How to Incorporate a Delaware LLC?
Forming an LLC in the State of Delaware is almost as easy as starting an account on social media. Sure, you do have to go through some procedures; but it is quite simple to do.
The first step is to choose a company name which must be unique. Then, this name is to be registered at Delaware Division of Corporations. You can see the related document to handle this procedure here. Also, you can check if the name you have chosen is unique and untaken and reserve it until you form your business here.
The second step is to fill the required application form provided by the Delaware Division of Corporations.
Then, you need to write a cover letter for your application which will provide the adjudicator with the necessary business summary for your enterprise. Here is a sample for the cover letter.
Lastly, you need to prepare an Operating Agreement in which you describe the rules and procedures regarding the administration of the company. You can amend this document any time you want. Therefore, at the initial stage you can use a sample; however, it would be smart to think the rules and procedures in detail at first.
You can contact us to handle all these procedures and help you with the preparation of an Operating Agreement for the best interest of you and your business. You can also ask for an expedited process as an extra service to finalize your incorporation, even in a day.
What are a Delaware LLC’s Advantages?
Since the formation of the first ever Limited Liability Company in Delaware in 1, October 1993, the number of LLCs has risen over millions and today 2/3 of the companies in the State of Delaware are LLCs.
Delaware is considered as the most popular and reliable state both in the U.S. and in the world; therefore, many investors and entrepreneurs from around the world incorporate or invest in Delaware to grow their capital. In this context, the majority of LLCs among the companies in Delaware in number gives an undeniable clue about the advantages of forming your Limited Liability Company in Delaware.
What is a Delaware LLC?
LLC is the abbreviation for Limited Liability Company; which, as the name suggests, burdens the owner(s) of a company with limited liability both financially and administratively.
Unlike a corporation, the members of an LLC have the utmost freedom to attain the roles, responsibilities and the liabilities of the single members of the company. Through the Operating Agreement which is written and signed by the members of the LLC, the owners of the company can determine their respective roles.
The main difference between a corporation and an LLC is that a corporation can raise capital through the stocks in the market; while an LLC can be shared only by its members. You should have a more in-depth look at the differences between the company types that you can start in Delaware.
What is it advantages?
Firstly, a Delaware LLC is the most flexible type of business entity that you might start anywhere in the world. Be a single entrepreneur, a family business, or a partnership with many members, LLCs fit into any situation to start a business.
The Operating Agreement of an LLC which is created by its members and enters into force after the signing allows a Delaware LLC to set its own rules and procedures. By this, the members identify their roles, set forward any process regarding the administration of the company and so forth…
No Personal Liability
As the name suggests itself, the members of an LLC are not held accountable for the financial liabilities of the company. Of course, they manage the company; therefore, any loss causes them a commercial failure in business naturally; however, it is the business itself who must pay for the liabilities. For instance, in the case of a bottleneck, the personal assets of the members remain untouched.

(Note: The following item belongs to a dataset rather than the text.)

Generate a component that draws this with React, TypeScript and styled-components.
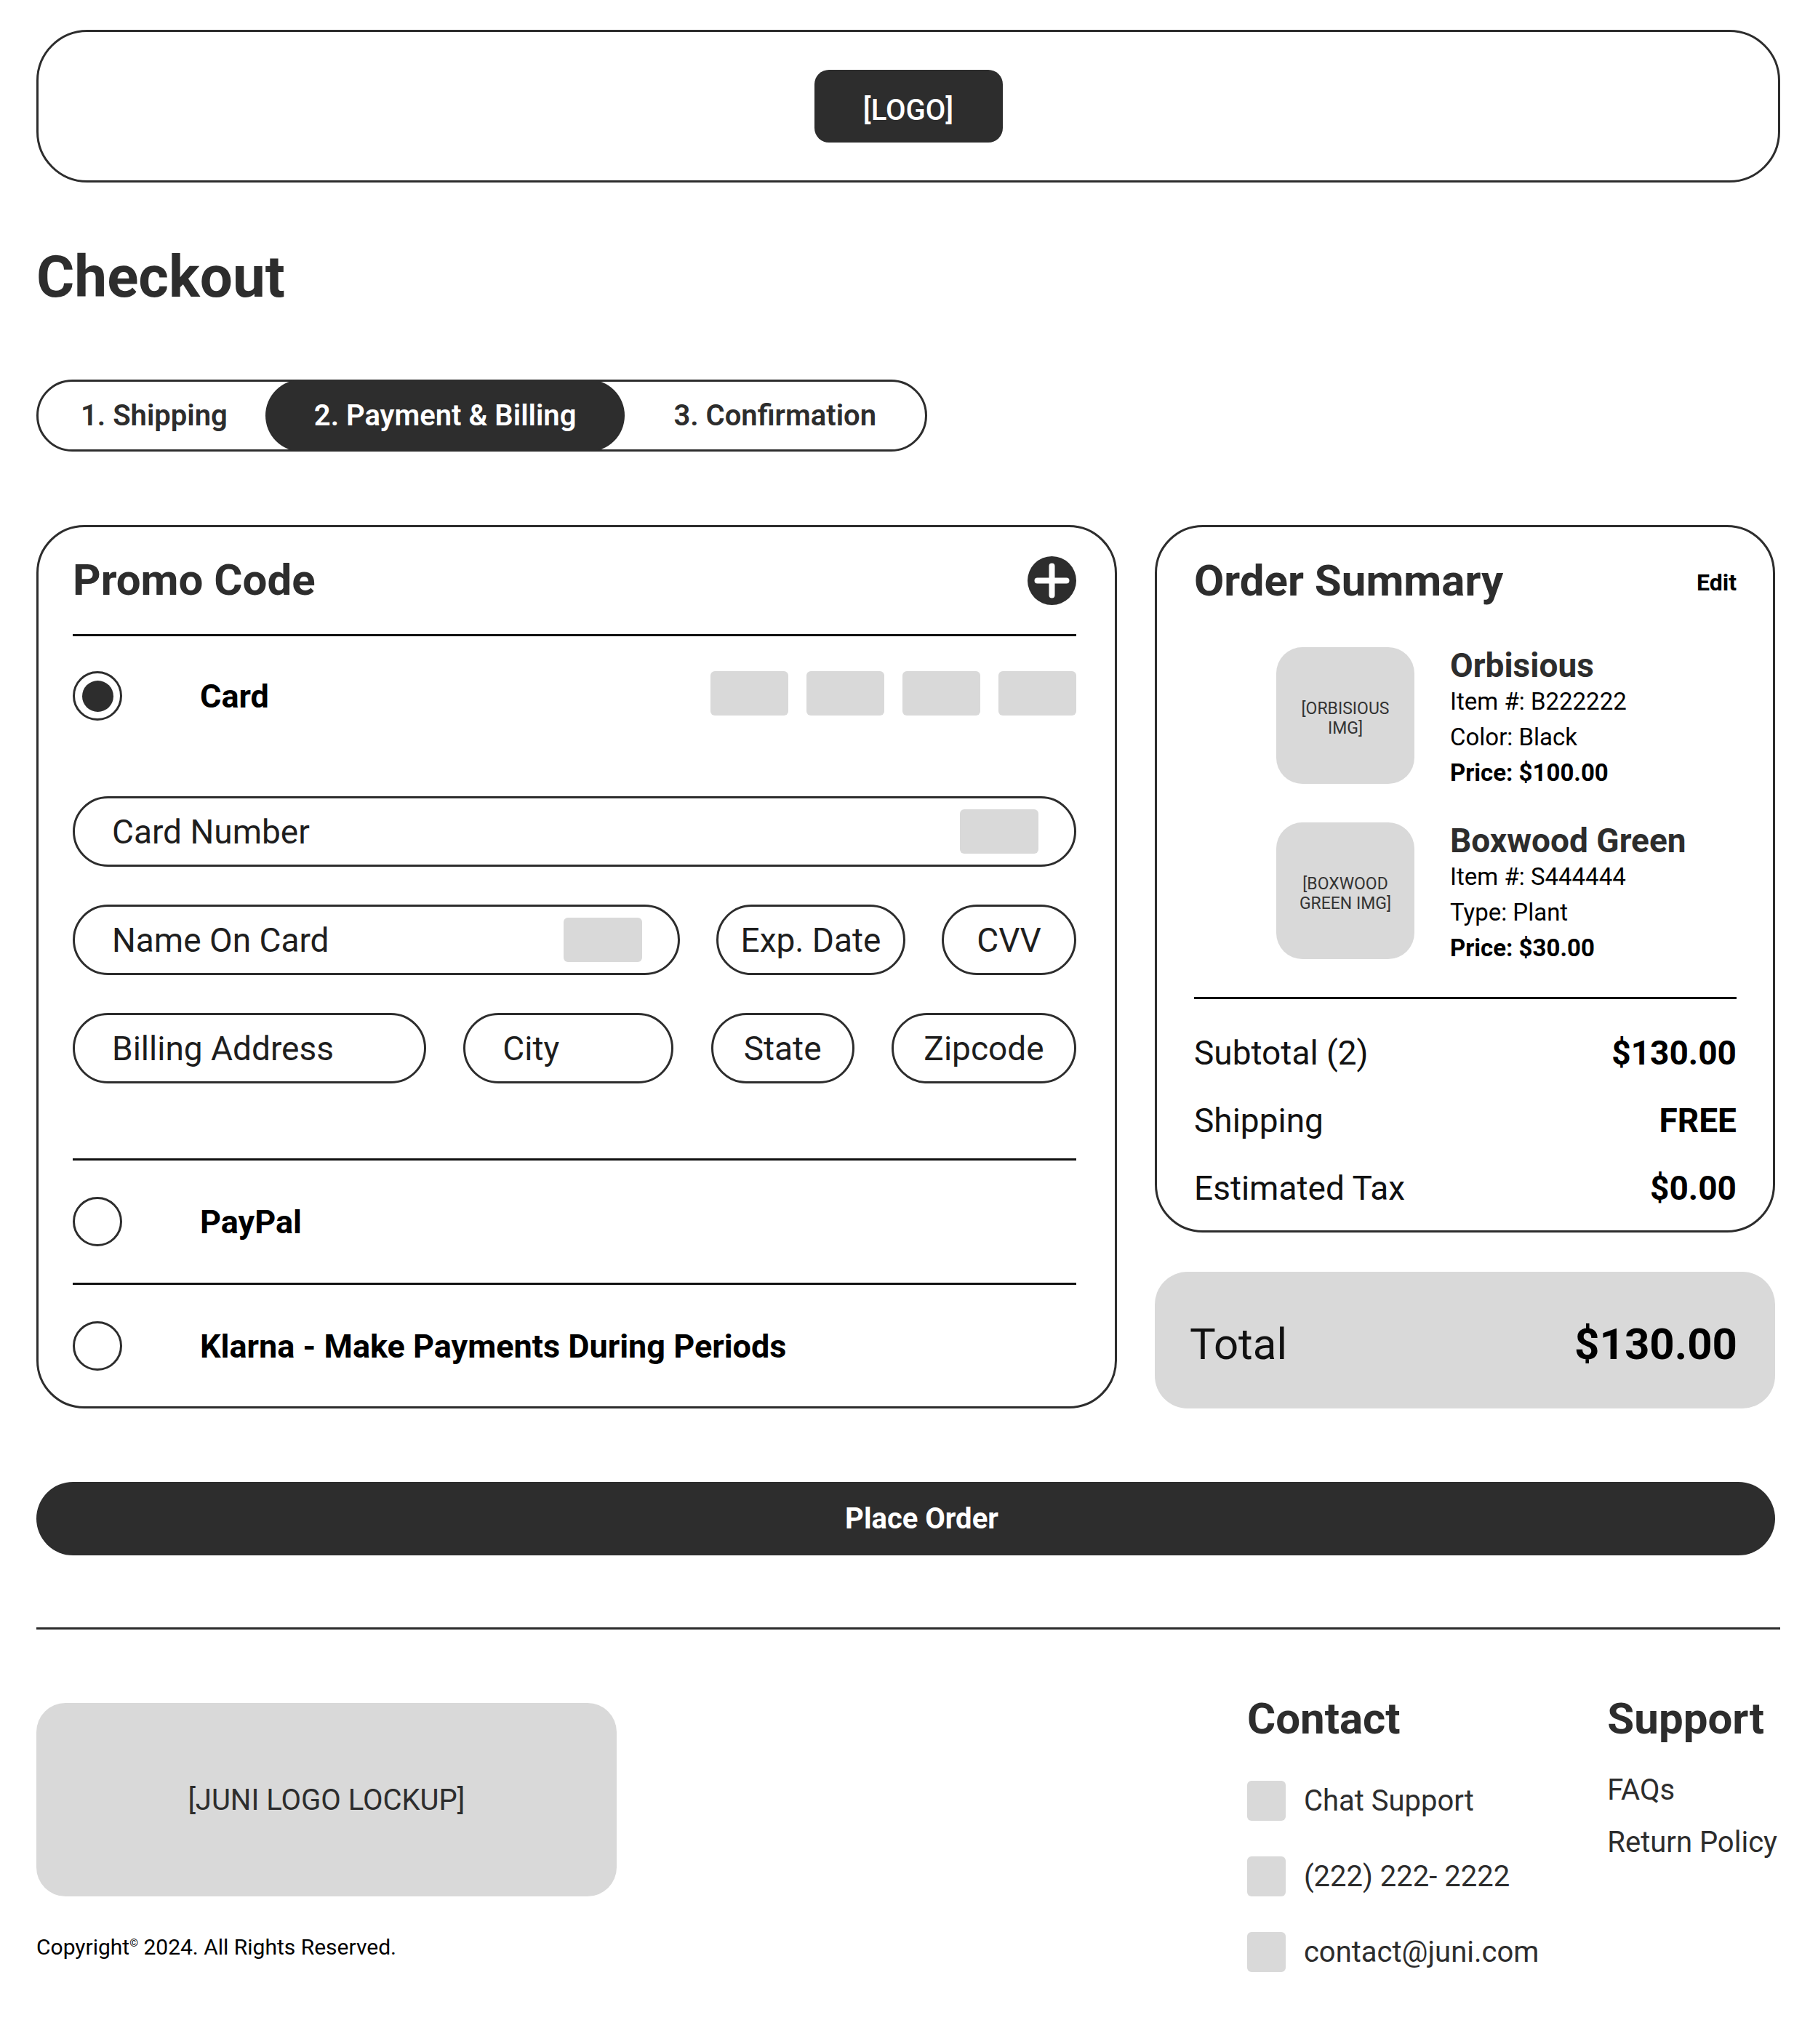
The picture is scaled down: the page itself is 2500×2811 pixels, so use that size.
import React from 'react';
import styled, { createGlobalStyle } from 'styled-components';

const GlobalStyle = createGlobalStyle`
  * {
    box-sizing: border-box;
  }
  body {
    margin: 0;
    background: #ffffff;
    font-family: Roboto, 'Liberation Sans', sans-serif;
    color: #2d2d2d;
  }
`;

const Page = styled.div`
  width: 100%;
  padding: 41px 52px 0 50px;
`;

const Header = styled.header`
  height: 210px;
  border: 3px solid #2d2d2d;
  border-radius: 70px;
  display: flex;
  align-items: center;
  justify-content: center;
`;

const Logo = styled.div`
  width: 259px;
  height: 100px;
  padding-top: 10px;
  background: #2d2d2d;
  border-radius: 20px;
  color: #ffffff;
  display: flex;
  align-items: center;
  justify-content: center;
  font-size: 40px;
  font-weight: 500;
`;

const Title = styled.h1`
  margin: 82px 0 0;
  font-size: 80px;
  line-height: 96px;
  font-weight: 700;
  color: #2d2d2d;
`;

const Steps = styled.div`
  margin-top: 93px;
  display: flex;
  width: fit-content;
  height: 99px;
  border: 3px solid #2d2d2d;
  border-radius: 999px;
`;

const Step = styled.div<{ $active?: boolean }>`
  display: flex;
  align-items: center;
  padding: 0 67px;
  margin: ${(p) => (p.$active ? '-3px 0' : '0')};
  border-radius: 999px;
  background: ${(p) => (p.$active ? '#2d2d2d' : 'transparent')};
  color: ${(p) => (p.$active ? '#ffffff' : '#2d2d2d')};
  font-size: 40px;
  font-weight: 600;
  white-space: nowrap;

  &:first-child {
    padding: 0 52px 0 58px;
  }
`;

const Main = styled.div`
  margin-top: 101px;
  margin-right: 7px;
  display: grid;
  grid-template-columns: 1486px 1fr;
  gap: 52px;
`;

const PaymentCard = styled.section`
  border: 3px solid #2d2d2d;
  border-radius: 66px;
  padding: 0 53px 0 47px;
`;

const CardHeader = styled.div`
  padding-top: 39px;
  display: flex;
  align-items: center;
  justify-content: space-between;
`;

const CardTitle = styled.h2`
  margin: 0;
  font-size: 60px;
  line-height: 68px;
  font-weight: 700;
  color: #2d2d2d;
`;

const Rule = styled.div<{ $top?: number }>`
  height: 3px;
  background: #111111;
  margin-top: ${(p) => p.$top ?? 0}px;
`;

const OptionBlock = styled.div<{ $pad: string }>`
  padding: ${(p) => p.$pad};
`;

const OptionRow = styled.div`
  display: flex;
  align-items: center;
`;

const Radio = styled.div`
  width: 68px;
  height: 68px;
  flex: none;
  border: 3px solid #2d2d2d;
  border-radius: 50%;
  display: flex;
  align-items: center;
  justify-content: center;
`;

const RadioDot = styled.div`
  width: 43px;
  height: 43px;
  border-radius: 50%;
  background: #2d2d2d;
`;

const OptionLabel = styled.span`
  margin-left: 107px;
  font-size: 45px;
  font-weight: 700;
  color: #000000;
`;

const Brands = styled.div`
  margin-left: auto;
  align-self: flex-start;
  display: flex;
  gap: 25px;
`;

const Swatch = styled.div<{ $w: number; $h: number }>`
  width: ${(p) => p.$w}px;
  height: ${(p) => p.$h}px;
  flex: none;
  background: #d9d9d9;
  border-radius: 6px;
`;

const Fields = styled.div`
  margin-top: 104px;
  display: flex;
  flex-direction: column;
  gap: 52px;
`;

const FieldRow = styled.div`
  display: flex;
  justify-content: space-between;
`;

const Field = styled.div<{ $w?: number; $center?: boolean }>`
  width: ${(p) => (p.$w ? `${p.$w}px` : '100%')};
  height: 97px;
  border: 3px solid #2d2d2d;
  border-radius: 999px;
  display: flex;
  align-items: center;
  justify-content: ${(p) => (p.$center ? 'center' : 'space-between')};
  padding: ${(p) => (p.$center ? '0' : '0 49px 0 51px')};
  font-size: 46px;
  color: #1e1e1e;
  white-space: nowrap;
`;

const SideColumn = styled.div`
  display: flex;
  flex-direction: column;
  gap: 54px;
`;

const SummaryCard = styled.section`
  flex: 1;
  border: 3px solid #2d2d2d;
  border-radius: 66px;
  padding: 40px 50px 30px 51px;
`;

const SummaryHead = styled.div`
  display: flex;
  align-items: center;
  justify-content: space-between;
`;

const EditLink = styled.span`
  font-size: 32px;
  font-weight: 700;
  color: #000000;
  padding-top: 4px;
`;

const Products = styled.div`
  margin-top: 57px;
  padding-left: 113px;
  display: flex;
  flex-direction: column;
  gap: 44px;
`;

const Product = styled.div`
  display: flex;
  align-items: flex-start;
  gap: 49px;
`;

const ProductImage = styled.div`
  width: 190px;
  height: 188px;
  flex: none;
  padding-top: 8px;
  border-radius: 36px;
  background: #d9d9d9;
  display: flex;
  align-items: center;
  justify-content: center;
  text-align: center;
  font-size: 23px;
  line-height: 27px;
  color: #333333;
`;

const ProductInfo = styled.div`
  display: flex;
  flex-direction: column;
`;

const ProductName = styled.div`
  font-size: 46px;
  line-height: 50px;
  font-weight: 700;
  color: #2d2d2d;
`;

const ProductLine = styled.div<{ $bold?: boolean }>`
  font-size: 33px;
  line-height: 49px;
  font-weight: ${(p) => (p.$bold ? 700 : 400)};
  color: #000000;
`;

const Totals = styled.div`
  margin-top: 46px;
  display: flex;
  flex-direction: column;
  gap: 37px;
`;

const TotalRow = styled.div`
  display: flex;
  justify-content: space-between;
  font-size: 46px;
  line-height: 56px;
  color: #111111;

  & > b {
    font-weight: 700;
    color: #000000;
  }
`;

const GrandTotal = styled.div`
  height: 188px;
  flex: none;
  border-radius: 45px;
  background: #d9d9d9;
  display: flex;
  align-items: center;
  justify-content: space-between;
  padding: 10px 52px 0 48px;
  font-size: 60px;
  color: #111111;

  & > b {
    font-weight: 700;
    color: #000000;
  }
`;

const PlaceOrder = styled.button`
  margin: 101px 7px 0 0;
  width: calc(100% - 7px);
  height: 101px;
  border: none;
  border-radius: 999px;
  background: #2d2d2d;
  color: #ffffff;
  font-family: inherit;
  font-size: 40px;
  font-weight: 700;
  display: flex;
  align-items: center;
  justify-content: center;
  padding: 0 0 0 44px;
  cursor: pointer;
`;

const FooterRule = styled.div`
  margin-top: 99px;
  height: 3px;
  background: #2d2d2d;
`;

const Footer = styled.footer`
  display: flex;
  justify-content: space-between;
  align-items: flex-start;
  padding: 89px 4px 99px 0;
`;

const Brand = styled.div`
  padding-top: 12px;
`;

const Lockup = styled.div`
  width: 798px;
  height: 266px;
  border-radius: 40px;
  background: #d9d9d9;
  display: flex;
  align-items: center;
  justify-content: center;
  font-size: 40px;
  color: #2d2d2d;
`;

const Copyright = styled.div`
  margin-top: 47px;
  font-size: 30px;
  line-height: 34px;
  color: #000000;

  & sup {
    font-size: 0.5em;
  }
`;

const FooterCols = styled.div`
  display: flex;
  gap: 94px;
`;

const FooterCol = styled.div`
  display: flex;
  flex-direction: column;
`;

const FooterList = styled.div<{ $top: number; $gap: number }>`
  margin-top: ${(p) => p.$top}px;
  display: flex;
  flex-direction: column;
  gap: ${(p) => p.$gap}px;
`;

const ContactItem = styled.div`
  display: flex;
  align-items: center;
  gap: 25px;
  height: 55px;
  font-size: 40px;
  color: #2d2d2d;
  white-space: nowrap;
`;

const FooterLink = styled.div`
  font-size: 40px;
  line-height: 48px;
  color: #2d2d2d;
  white-space: nowrap;
`;

const PlusIcon = () => (
  <svg width="67" height="67" viewBox="0 0 67 67">
    <circle cx="33.5" cy="33.5" r="33.5" fill="#2d2d2d" />
    <path d="M33.5 13.5v40M13.5 33.5h40" stroke="#ffffff" strokeWidth="8" strokeLinecap="round" />
  </svg>
);

const App: React.FC = () => {
  return (
    <>
      <GlobalStyle />
      <Page>
        <Header>
          <Logo>[LOGO]</Logo>
        </Header>

        <Title>Checkout</Title>

        <Steps>
          <Step>1. Shipping</Step>
          <Step $active>2. Payment &amp; Billing</Step>
          <Step>3. Confirmation</Step>
        </Steps>

        <Main>
          <PaymentCard>
            <CardHeader>
              <CardTitle>Promo Code</CardTitle>
              <PlusIcon />
            </CardHeader>
            <Rule $top={40} />

            <OptionBlock $pad="48px 0 103px">
              <OptionRow>
                <Radio>
                  <RadioDot />
                </Radio>
                <OptionLabel>Card</OptionLabel>
                <Brands>
                  <Swatch $w={107} $h={61} />
                  <Swatch $w={107} $h={61} />
                  <Swatch $w={107} $h={61} />
                  <Swatch $w={107} $h={61} />
                </Brands>
              </OptionRow>
              <Fields>
                <Field>
                  Card Number
                  <Swatch $w={108} $h={61} />
                </Field>
                <FieldRow>
                  <Field $w={835}>
                    Name On Card
                    <Swatch $w={108} $h={61} />
                  </Field>
                  <Field $w={260} $center>Exp. Date</Field>
                  <Field $w={185} $center>CVV</Field>
                </FieldRow>
                <FieldRow>
                  <Field $w={486}>Billing Address</Field>
                  <Field $w={289}>City</Field>
                  <Field $w={197} $center>State</Field>
                  <Field $w={254} $center>Zipcode</Field>
                </FieldRow>
              </Fields>
            </OptionBlock>
            <Rule />

            <OptionBlock $pad="50px 0">
              <OptionRow>
                <Radio />
                <OptionLabel>PayPal</OptionLabel>
              </OptionRow>
            </OptionBlock>
            <Rule />

            <OptionBlock $pad="50px 0 49px">
              <OptionRow>
                <Radio />
                <OptionLabel>Klarna - Make Payments During Periods</OptionLabel>
              </OptionRow>
            </OptionBlock>
          </PaymentCard>

          <SideColumn>
            <SummaryCard>
              <SummaryHead>
                <CardTitle>Order Summary</CardTitle>
                <EditLink>Edit</EditLink>
              </SummaryHead>
              <Products>
                <Product>
                  <ProductImage>
                    [ORBISIOUS
                    <br />
                    IMG]
                  </ProductImage>
                  <ProductInfo>
                    <ProductName>Orbisious</ProductName>
                    <ProductLine>Item #: B222222</ProductLine>
                    <ProductLine>Color: Black</ProductLine>
                    <ProductLine $bold>Price: $100.00</ProductLine>
                  </ProductInfo>
                </Product>
                <Product>
                  <ProductImage>
                    [BOXWOOD
                    <br />
                    GREEN IMG]
                  </ProductImage>
                  <ProductInfo>
                    <ProductName>Boxwood Green</ProductName>
                    <ProductLine>Item #: S444444</ProductLine>
                    <ProductLine>Type: Plant</ProductLine>
                    <ProductLine $bold>Price: $30.00</ProductLine>
                  </ProductInfo>
                </Product>
              </Products>
              <Rule $top={43} />
              <Totals>
                <TotalRow>
                  <span>Subtotal (2)</span>
                  <b>$130.00</b>
                </TotalRow>
                <TotalRow>
                  <span>Shipping</span>
                  <b>FREE</b>
                </TotalRow>
                <TotalRow>
                  <span>Estimated Tax</span>
                  <b>$0.00</b>
                </TotalRow>
              </Totals>
            </SummaryCard>
            <GrandTotal>
              <span>Total</span>
              <b>$130.00</b>
            </GrandTotal>
          </SideColumn>
        </Main>

        <PlaceOrder>Place Order</PlaceOrder>

        <FooterRule />

        <Footer>
          <Brand>
            <Lockup>[JUNI LOGO LOCKUP]</Lockup>
            <Copyright>
              Copyright<sup>©</sup> 2024. All Rights Reserved.
            </Copyright>
          </Brand>
          <FooterCols>
            <FooterCol>
              <CardTitle>Contact</CardTitle>
              <FooterList $top={51} $gap={49}>
                <ContactItem>
                  <Swatch $w={53} $h={55} />
                  Chat Support
                </ContactItem>
                <ContactItem>
                  <Swatch $w={53} $h={55} />
                  (222) 222- 2222
                </ContactItem>
                <ContactItem>
                  <Swatch $w={53} $h={55} />
                  contact@juni.com
                </ContactItem>
              </FooterList>
            </FooterCol>
            <FooterCol>
              <CardTitle>Support</CardTitle>
              <FooterList $top={40} $gap={24}>
                <FooterLink>FAQs</FooterLink>
                <FooterLink>Return Policy</FooterLink>
              </FooterList>
            </FooterCol>
          </FooterCols>
        </Footer>
      </Page>
    </>
  );
};

export default App;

Asset Protection against Creditors
As the assets of the members are under protection against any litigation, the assets of the LLC are protected against any judgment of a member. That means, if a member of the company is judged, s/he cannot attack the LLC nor acquire any portion of the LLC’s assets.
Different Taxation Options
After formation, an LLC can choose to be taxed as a sole proprietorship, an S corporation, a partnership or as a C corporation depending on some variables in ownership. This gives flexibility on the taxation of the company which enables the owners to choose for a tax that demands less.
Privacy is what makes Delaware unique and preferable in general; however, privacy is provided to its fullest under an LLC. The members of an LLC are not required to disclose any personal information to form and maintain their companies. This privacy can also save you money if you need to add, drop or transfer members to or from the company in the future. Since you don’t have to make amendments to the Operating Agreement in which there is not any personal information that needs to be changed, you would not have to pay for other procedures any time you make a change.
It is easy to form and maintain an LLC in the State of Delaware. The procedure takes a short time, even a day in some cases if you work with an experienced team. Also, the maintenance requires only the presence of a Registered Agent of the company and the payment of an annual Franchise Tax which can be delivered by the Registered Agent for the owner of the company.